Sports in American Culture: Popularity, Value, and Risk
Favorite Sport to Watch
Football remains America’s most popular sport to watch. Nearly four in ten (38%) Americans say football is their favorite sport to watch—about the same number as those who prefer baseball (12%), basketball (10%), soccer (9%), ice hockey (5%), and auto racing (5%) combined. Notably, 15% of Americans say they do not have a favorite sport, or do not watch sports at all. Americans’ preference for football is virtually unchanged since 2014, when 39% of the public said football was their favorite sport to watch.
Preferences vary considerably between Americans of different racial and ethnic backgrounds. A majority (51%) of black Americans say that football is their favorite sport to watch, and about one-quarter (24%) say that basketball is their favorite sport to watch. About four in ten (38%) white Americans report that football is their favorite sport, and 14% say the same about baseball.1 Football is also mentioned more often by Hispanic Americans than any other sport. One-third (33%) of Hispanic Americans say football is their favorite sport, while about one in four (24%) say they most like to watch soccer.
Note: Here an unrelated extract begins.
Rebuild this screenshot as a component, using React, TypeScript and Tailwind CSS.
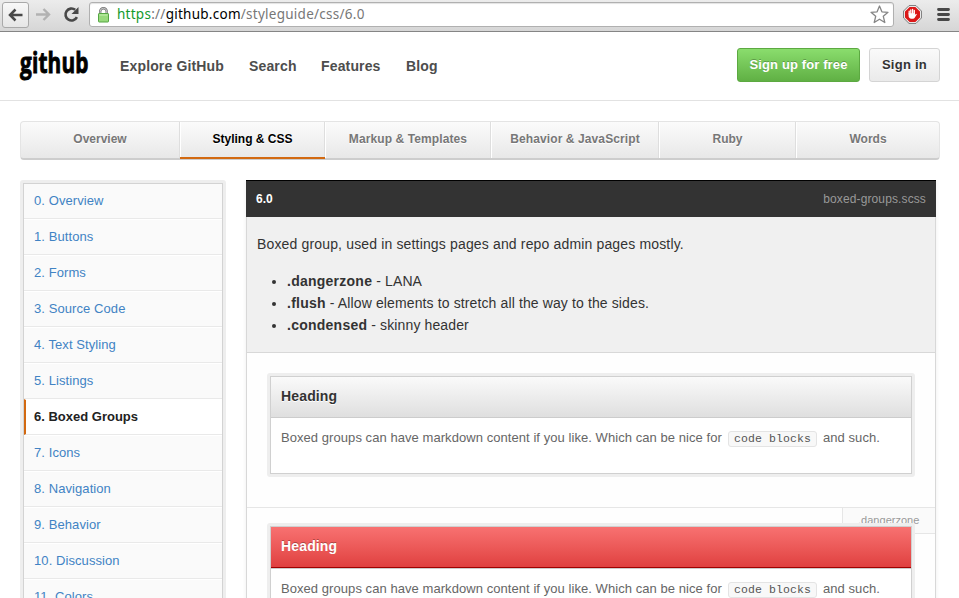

Similar numbers of men (39%) and women (37%) name football as their favorite sport to watch. While women are more likely than men to say that basketball is their favorite (13% vs. 7%, respectively), they are also more likely to say that they do not have a favorite sport or do not watch sports (19% vs. 11%, respectively).
Although baseball is not the most popular sport to watch, it is still the game that most Americans played as children. One in four (25%) Americans report playing baseball or softball most often while growing up. Fewer Americans report playing basketball (14%), soccer (12%), or football (11%) most often. Less than one in ten Americans say the sport they played most often when they were young was volleyball (9%), track and cross country (7%), or tennis (5%). More than one in ten (12%) Americans report that they did not participate in youth sports.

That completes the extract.